At its best Hip-Hop is driven by strong, unforgettable personalities that present as three-dimensional artists. For 15-years, Joe Budden has always personified the phrase “an emcees emcee” and brought his own unique brand and vision to the culture. While he has expanded that brand over the years from music to television, video games, podcasts (his groundbreaking I’ll Name This Podcast Later), battle rap and social media ingenuity, Joe Budden’s trademark has always been music; music rooted in honesty and fueled by interpersonal relationships—and always presented with elite bars. The Jersey City Slaughterhouse contingent has amassed a cult following and career out of slicing his life and soul open for all to digest. Some call it Mood Muzik, Joe Budden simply calls it his life.
Authenticity—true authenticity, is the purest form of trust an artist has with his or her own audience. Back when artists were afraid to show vulnerability, Joe outspokenly rapped about addiction, his estranged father, depression and relationship woes. Joe puts his life between the papers line and lets you digest it at your own discretion; no judgments— and his audience has always had a front-row seat. The results of that musical palette encapsulate the entire spectrum of our daily existence; beautiful, complicated and yes—sometimes very messy. But at its core, Joe’s musical catalog (past and present) has always been a tapestry specifically devised to evoke human emotion; an invaluable trait that has become especially difficult to master and communicate in a digital age.
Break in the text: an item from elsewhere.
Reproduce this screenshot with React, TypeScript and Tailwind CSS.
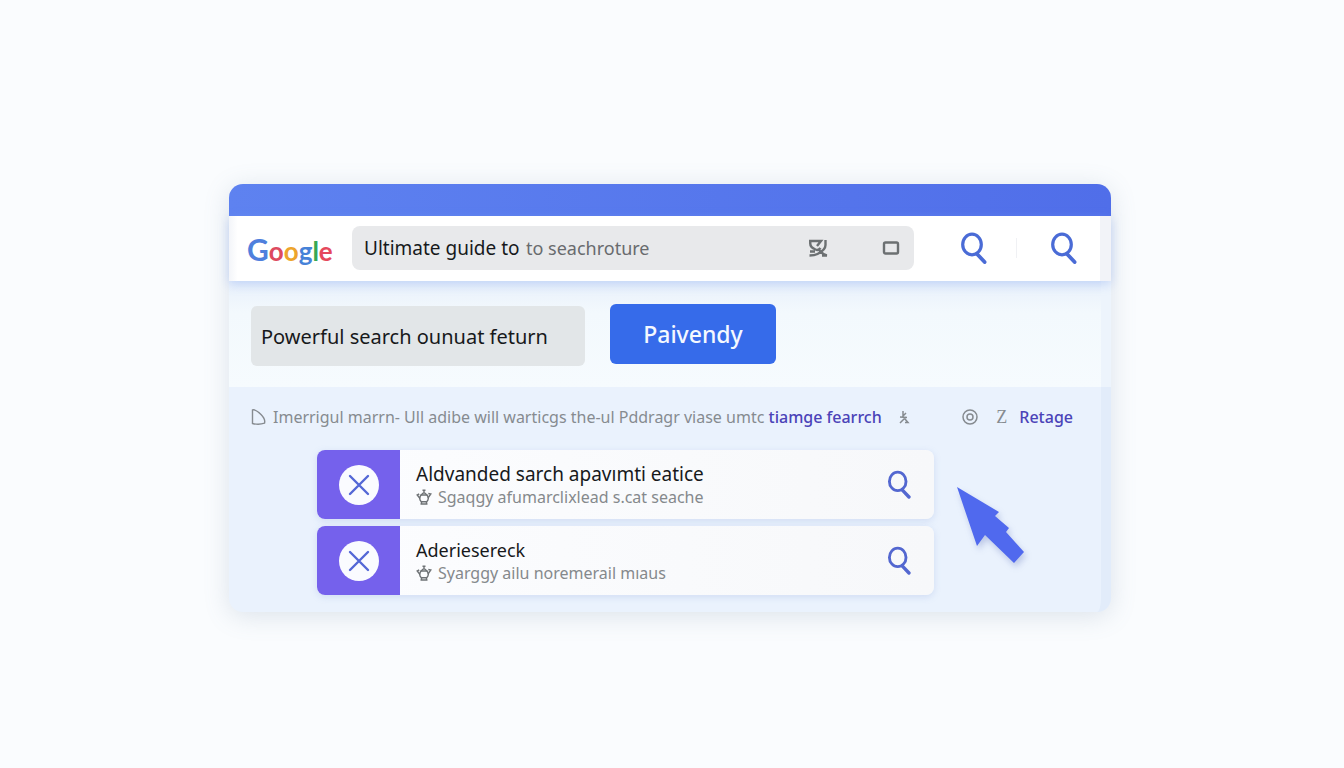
import React, { useState } from 'react';

const SearchIcon = ({ className }: { className: string }) => (
  <svg viewBox="0 0 28 32" className={className} fill="none" stroke="currentColor" aria-hidden="true">
    <ellipse cx="12" cy="12.5" rx="9.3" ry="10.3" strokeWidth="3.2" />
    <path d="M17 22 24.6 30" strokeWidth="3.8" strokeLinecap="round" />
  </svg>
);

const PotIcon = () => (
  <svg viewBox="0 0 16 16" className="h-4 w-4 shrink-0 text-[#6f7376]" fill="none" stroke="currentColor" strokeWidth="1.4" aria-hidden="true">
    <path d="M5 6C3.3 8.400 3.500 11 5.300 12.700h5.400c1.800-1.700 2-4.300.3-6.700Z" />
    <path d="M5 6l3-2.500L11 6M8 3.500V1M6.500 1.200h3M4 9.500 1.200 6l2-1M12 9l2.800-4-2.500-.5" />
    <path d="M4.500 15h7M5.500 12.500V15M10.500 12.500V15" />
  </svg>
);

const Logo = () => (
  <div className="mt-1 flex w-[83px] shrink-0 items-baseline font-['Lato',sans-serif] text-[26px] leading-8 font-bold" aria-label="Google">
    <span className="text-3xl leading-8 text-[#4f80dd]">G</span>
    <span className="text-[#dd4a60]">o</span>
    <span className="text-[#eda42c]">o</span>
    <span className="text-[#4682d8]">g</span>
    <span className="text-[#36a854]">l</span>
    <span className="text-[#e5485c]">e</span>
  </div>
);

const results = [
  { title: 'Aldvanded sarch apavımti eatice', detail: 'Sgaqgy afumarclixlead s.cat seache', titleClass: 'text-[19px]' },
  { title: 'Aderiesereck', detail: 'Syarggy ailu noremerail mıaus', titleClass: 'text-lg' },
];

const App = () => {
  const [query, setQuery] = useState('Ultimate guide to');
  const [filter, setFilter] = useState('Powerful search ounuat feturn');

  return (
    <div className="min-h-screen bg-[#fafcfe] pt-[184px] pr-7 pb-12 pl-6 font-['Noto_Sans',sans-serif]">
      <main className="relative mx-auto w-full max-w-[882px] rounded-[14px] bg-[#eaf2fd] shadow-[0_4px_26px_rgba(100,125,155,0.2)]">
        <div className="h-8 rounded-t-[14px] bg-linear-to-r from-[#5e82f0] to-[#506ee9]" />

        <header className="relative flex items-center border-r-[11px] border-[#f2f3f8] bg-linear-to-r from-[#f3f5f9] to-white to-1% pt-2.5 pr-[22px] pb-[11px] pl-[18px] shadow-[0_3px_10px_rgba(130,165,240,0.4)]">
          <Logo />
          <div className="ml-[22px] flex h-11 min-w-0 flex-1 items-center rounded-lg bg-[#e8e9eb] px-3">
            <input
              type="text"
              aria-label="Search"
              value={query}
              onChange={(e) => setQuery(e.target.value)}
              className="w-[162px] bg-transparent text-[19px] text-[#17191b] outline-none"
            />
            <span className="text-lg whitespace-nowrap text-[#686b6e]">to seachroture</span>
            <button type="button" aria-label="Translate" className="ml-auto text-[#6c7072]">
              <svg viewBox="0 0 20 18" className="h-[18px] w-5" fill="none" stroke="currentColor" strokeWidth="2.4">
                <path d="M1 2h12L9 7M2.500 2c-1 4 1 7 5 8.500 2 .8 4 0 5-1.500M17.500 1v5c0 4-4 7-8 9-2 1-5 1.500-8 1.500M2 12.500h5M11 11c2 2 4 5 8 5.500h-5" />
              </svg>
            </button>
            <button type="button" aria-label="Window" className="mr-0.5 ml-[54px] text-[#6c7072]">
              <svg viewBox="0 0 18 16" className="h-4 w-[18px]" fill="none" stroke="currentColor" strokeWidth="2.4">
                <rect x="2" y="2.500" width="14" height="11" rx="1.500" />
              </svg>
            </button>
          </div>
          <button type="button" aria-label="Run search" className="ml-[46px] text-[#4a6bd6]">
            <SearchIcon className="h-8 w-7" />
          </button>
          <div className="ml-7 h-5 w-px bg-[#f0f1f4]" />
          <button type="button" aria-label="Search again" className="ml-[33px] text-[#4a6bd6]">
            <SearchIcon className="h-8 w-7" />
          </button>
        </header>

        <section className="flex h-[106px] items-start border-r-[10px] border-[#edf4fc] bg-linear-to-b from-[#e8f0fb] via-[#f3f9fd] via-30% to-[#f6fbfe] pt-[23px] pl-[22px]">
          <input
            type="text"
            aria-label="Filter"
            value={filter}
            onChange={(e) => setFilter(e.target.value)}
            className="mt-0.5 h-[60px] w-[334px] rounded-md bg-[#e2e6e8] px-2.5 text-xl text-[#17191b] outline-none"
          />
          <button type="button" className="ml-[25px] h-[60px] w-[166px] rounded-md bg-[#366bea] text-[23px] font-medium text-[#f4f8ff]">
            Paivendy
          </button>
        </section>

        <section className="rounded-b-[14px] border-r-[10px] border-[#e2ecfa] pt-[18px] pb-[17px] pl-[22px]">
          <div className="flex h-6 items-center text-base whitespace-nowrap text-[#868b90]">
            <svg viewBox="0 0 16 18" className="mr-1.5 h-[18px] w-4 shrink-0" fill="none" stroke="currentColor" strokeWidth="1.400" aria-hidden="true">
              <path d="M1.500 2v13.500c3 .8 9 .7 12-.3.900-3-.8-6-3.500-8.700C7 3.500 4 1 1.500 2Z" />
            </svg>
            <p>
              Imerrigul marrn- Ull adibe will warticgs the-ul Pddragr viase umtc{' '}
              <a href="#" className="font-medium text-[#4b43b8]">tiamge fearrch</a>
            </p>
            <svg viewBox="0 0 12 16" className="ml-4 h-4 w-3 shrink-0" fill="none" stroke="currentColor" strokeWidth="1.500" aria-hidden="true">
              <path d="M5 2v5l3-3M2 8l7 .5M8 8 2 14M7 10l3 3.500H7" />
            </svg>
            <svg viewBox="0 0 16 16" className="ml-auto h-4 w-4 shrink-0" fill="none" stroke="currentColor" strokeWidth="1.500" aria-hidden="true">
              <circle cx="8" cy="8" r="7" />
              <circle cx="8" cy="8" r="3" />
            </svg>
            <span className="ml-[18px] font-['Liberation_Serif',serif] text-lg">Z</span>
            <a href="#" className="mr-7 ml-3 font-medium text-[#4b43b8]">Retage</a>
          </div>

          <ul className="mt-[21px] mr-[167px] ml-[66px] flex flex-col gap-[7px]">
            {results.map((result) => (
              <li key={result.title} className="flex h-[69px] overflow-hidden rounded-lg bg-linear-to-r from-[#fcfdff] to-[#f7f8fa] shadow-[0_2px_7px_rgba(120,145,210,0.22)]">
                <div className="flex w-[83px] shrink-0 items-center justify-center bg-[#7561ec]">
                  <button type="button" aria-label="Dismiss" className="flex h-10 w-10 items-center justify-center rounded-full bg-[#fafbff] text-[#5367d6]">
                    <svg viewBox="0 0 22 22" className="h-[22px] w-[22px]" fill="none" stroke="currentColor" strokeWidth="2.400" strokeLinecap="round">
                      <path d="M2 2 20 20M20 2 2 20" />
                    </svg>
                  </button>
                </div>
                <div className="min-w-0 flex-1 pt-3 pl-4">
                  <h2 className={`${result.titleClass} leading-6 whitespace-nowrap text-[#17191b]`}>{result.title}</h2>
                  <p className="flex items-center gap-1.5 text-base leading-[22px] whitespace-nowrap text-[#85898c]">
                    <PotIcon />
                    {result.detail}
                  </p>
                </div>
                <button type="button" aria-label="Search this result" className="mr-[22px] text-[#5367d0]">
                  <SearchIcon className="h-[29px] w-[25px]" />
                </button>
              </li>
            ))}
          </ul>
        </section>

        <svg
          viewBox="0 0 67 77"
          className="absolute top-[303px] right-[87px] h-[77px] w-[67px] drop-shadow-[2px_4px_3px_rgba(80,100,180,0.3)]"
          fill="#5069ee"
          aria-hidden="true"
        >
          <path d="M0 0 42 25 38 29 52 41 49 45 67 65 57 76 28 48 20 59Z" />
        </svg>
      </main>
    </div>
  );
};

export default App;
In the studio and out, similar to Tupac Shakur—another pioneering emotional emcee, Joe Budden puts himself out there (scars and all) speaking his mind any chance he gets as he refuses to be a predictable, conventional celebrity. Eschewing conventional thinking, Joe engages with fans and haters alike on various social media platforms regularly. His weekly podcast episodes, I’ll Name This Podcast Later, (which frequently clocks over six figures in streams) gave him yet another outlet to directly reach and interact with his fan base; and for a celebrity who is regularly in the headlines and enjoys being a vocal fan and cultural participant, the podcast has been a vehicle in which Joe is unafraid to speak openly and subjectively about those around him—at any cost. Those same rules apply to Joe himself, as when he has had a confrontation, or some crazed teenaged trespassers have shown up at his residence, it is captured, analyzed, and dissected. Similarly, Joe has used network television as another medium to further his connection with fans; spending two seasons as a vital cog on VH1’s Love & Hip Hop: New York reality series and became a network mainstay with Couples Therapy Season 6, alongside Dr. Jenn Mann. The artist who’d been making therapeutic, self-analytical music his entire career put his couples counseling sessions on one of the VH1’s highest viewed shows. At the same time he led a Rap renaissance, Joe put his life in front of lenses—for all to see.
In 2016, Joe Budden’s brand has never been bigger. Throughout the summer he dominated headlines and timelines via an open and running dialogue with Drake, a dialogue that has resulted in millions of Soundcloud and Youtube streams. With momentum at its peak, Joe Budden returns with his highly anticipated new solo album Rage & The Machine; which will be released on 10-21-2016.
Primarily produced by araabMUZIK (The Diplomats, Slaughterhouse, Cam’ron, 50 Cent, A$AP Rocky, Jadakiss, Swizz Beatz) Rage & The Machine’s lead-single, “Flex,” featuring Fabolous & Tory Lanez is the first of many shining moments from the project. For 15-years in a career of chutes, ladders and no shortage of excitement, Joe has been anything but an average and Rage & The Machine is the culmination (which includes a Grammy nomination) of his confessional style of songwriting, convicted deliveries, complex rhyme patterns, vulnerability and aggressive vocals. “I’m thankful to still be passionate about Hip-Hop, but even more thankful that Hip-Hop is still passionate about me; soon we Rage” Joe states. “Working with Joe on Rage & The Machine was like being in a documentary movie” araab declared. “He literally poured his heart and soul into this project and used me as an instrument to help paint the canvas. Joe was born to entertain.”